石川次席公使は、「今後もベトナム政府やN&Gグループをはじめとする企業が、日本企業のこの地域での事業活動を引き続き支援してくれることを期待している」と述べました。
裾野産業の発展に向けた環境づくり
南ハノイ裾野産業団地(HANSSIP)は、ベトナムと日本の企業が幅広い分野で協力を深めるための基盤となりつつあります。特に、航空宇宙部品や高速鉄道、電子機器、基板、ロボット、無線機器、軍民両用製品など、高い精度が求められる分野での連携が進んでいます。
 N&Gベトナムグループの代表によりますと、HANSSIPはすでに入居率が100%に達しているということです。大手投資家の進出により、部品や裾野産業製品のサプライチェーンに関わる関連中小企業や二次投資家からの需要が高まっています。
N&Gグループは現在、中小企業向けに土地の確保や工場の建設を積極的に進めており、投資家が機械設備と人材を持ち込むだけで即座に生産を開始できる環境を整えています。重点分野は電子機器、精密機械、ハイテク製品などで、国内外の生産チェーンに対応しています。
HANSSIPの第2期工事が首相の承認に基づき進められており、中堅企業向けに3,000〜5,000平方メートルの工場および2〜5ヘクタールの土地を提供する予定です。また、全体の2%の土地は中小企業やハイテク企業向けに確保されています。

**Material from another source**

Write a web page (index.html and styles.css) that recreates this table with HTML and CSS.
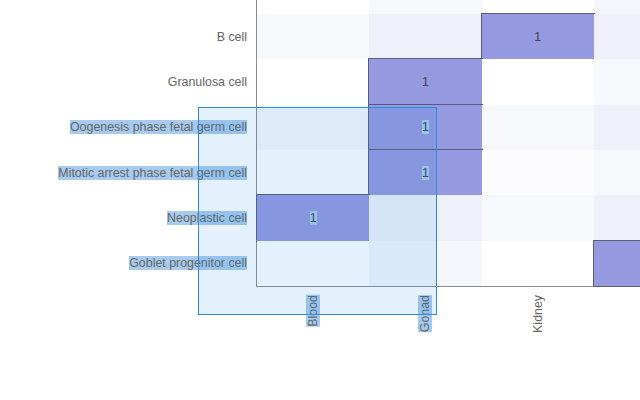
FILE: index.html
```html
<!DOCTYPE html>
<html>
<head>
<meta charset="utf-8">
<link rel="stylesheet" href="styles.css">
</head>
<body>
<div class="chart">
  <div class="ylabels">
    <div class="ylab"></div>
    <div class="ylab"><span>B cell</span></div>
    <div class="ylab"><span>Granulosa cell</span></div>
    <div class="ylab"><span class="sel">Oogenesis phase fetal germ cell</span></div>
    <div class="ylab"><span class="sel">Mitotic arrest phase fetal germ cell</span></div>
    <div class="ylab"><span class="sel">Neoplastic cell</span></div>
    <div class="ylab"><span class="sel">Goblet progenitor cell</span></div>
  </div>
  <div class="plot">
    <div class="cell t0"></div><div class="cell t1"></div><div class="cell t0"></div><div class="cell t1b"></div>
    <div class="cell t1"></div><div class="cell t2"></div><div class="cell on"><span>1</span></div><div class="cell t2"></div>
    <div class="cell t0"></div><div class="cell on"><span>1</span></div><div class="cell t0"></div><div class="cell t1"></div>
    <div class="cell t1"></div><div class="cell on"><span class="sel">1</span></div><div class="cell t1"></div><div class="cell t2"></div>
    <div class="cell t0"></div><div class="cell on"><span class="sel">1</span></div><div class="cell t05"></div><div class="cell t1"></div>
    <div class="cell on"><span class="sel">1</span></div><div class="cell t2"></div><div class="cell t1"></div><div class="cell t2"></div>
    <div class="cell t0"></div><div class="cell t1b"></div><div class="cell t0"></div><div class="cell on"></div>
  </div>
  <div class="corner"></div>
  <div class="xlabels">
    <div class="xlab"><span class="sel">Blood</span></div>
    <div class="xlab"><span class="sel">Gonad</span></div>
    <div class="xlab"><span>Kidney</span></div>
    <div class="xlab"></div>
  </div>
  <div class="selbox"></div>
</div>
</body>
</html>
```
FILE: styles.css
```css
html, body {
  margin: 0;
  padding: 0;
  background: #ffffff;
  width: 640px;
  height: 400px;
  overflow: hidden;
}
.chart {
  position: relative;
  display: grid;
  grid-template-columns: 256px 450px;
  grid-template-rows: auto auto;
  margin-top: -31.33px;
  font-family: "Liberation Sans", Arial, sans-serif;
  font-size: 12.4px;
  width: 706px;
}
.ylabels {
  display: grid;
  grid-template-rows: repeat(7, 45.33px);
}
.ylab {
  display: flex;
  align-items: center;
  justify-content: flex-end;
  padding-right: 9px;
  color: #666;
  white-space: nowrap;
}
.sel {
  background: #a7cbee;
}
.plot {
  display: grid;
  grid-template-columns: repeat(4, 112.3px);
  grid-template-rows: repeat(7, 45.33px);
  border-left: 1px solid #8a8a95;
  border-bottom: 1px solid #8a8a95;
}
.cell {
  display: flex;
  align-items: center;
  justify-content: center;
  color: #444;
}
.t0 { background: #ffffff; }
.t05 { background: #fcfcfe; }
.t1 { background: #f7f8fc; }
.t1b { background: #f4f6fc; }
.t2 { background: #eef1fa; }
.on {
  background: #9599e0;
  outline: 1px solid #5b5b7a;
  outline-offset: -0.5px;
}
.xlabels {
  display: grid;
  grid-template-columns: repeat(4, 112.3px);
  padding-left: 1px;
  padding-top: 8px;
  height: 60px;
}
.xlab {
  display: flex;
  justify-content: center;
  align-items: flex-start;
  color: #666;
}
.xlab span {
  writing-mode: vertical-rl;
  transform: rotate(180deg);
  line-height: 14px;
}
.selbox {
  position: absolute;
  left: 198px;
  top: 138.6px;
  width: 237px;
  height: 205.5px;
  border: 1px solid #2a8ae6;
  background: rgba(30, 136, 229, 0.12);
}
```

生産の現地化や資金支援については、N&Gグループが金融機関やベトナム開発銀行(VDB)と連携し、中小企業の設備投資や生産展開のための資金調達を支援しています。同グループはさらに、技術移転、製品加工、ハイテク人材育成もサポートしています。
 N&Gグループのグエン・ホアン会長は、近年、党・国家の方針・指針の実施に沿って、特に裾野産業やハイテク産業の発展がベトナムの企業界によって積極的に進められてきたと強調しました。企業は多くの困難や課題を乗り越え、国内外の生産チェーンへの実質的な参画を実現していると述べました。
同会長によりますと、ベトナム企業界とN&Gベトナムグループが取り組んでいる重要な方策の一つは、世界の先進国(日本を含む)のパートナー企業との協力を推進することです。これにより、技術や生産プロセス、国際的な製造認証の分野で相互支援を図るとともに、ベトナム人技術者・技能労働者への高度な技術研修、知識共有、さらにベトナム市場と国際市場の連携を進めています。

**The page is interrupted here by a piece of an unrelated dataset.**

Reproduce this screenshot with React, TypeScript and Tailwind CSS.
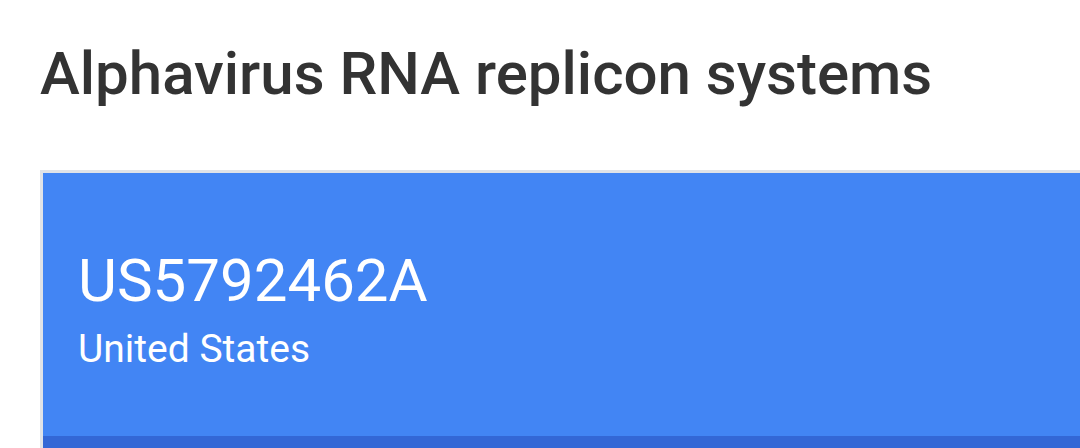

N&Gグループおよびそのエコシステム内の企業は、国際的な生産チェーンの基準を満たす一体型の産業団地インフラ整備への投資に注力しています。HANSSIPは、労働者や技術者、専門家のための医療、教育、文化、住宅などのサービスを備えた総合的な設計となっており、日本をはじめとする国際的なパートナーとの生産協力を促進するための好条件を整えています。
N&Gグループのホアン会長は、「私たちはHANSSIP第2期およびベトナム北部・中部・南部の3地域において、日越産業団地の開発を引き続き進めていく」と強調しました。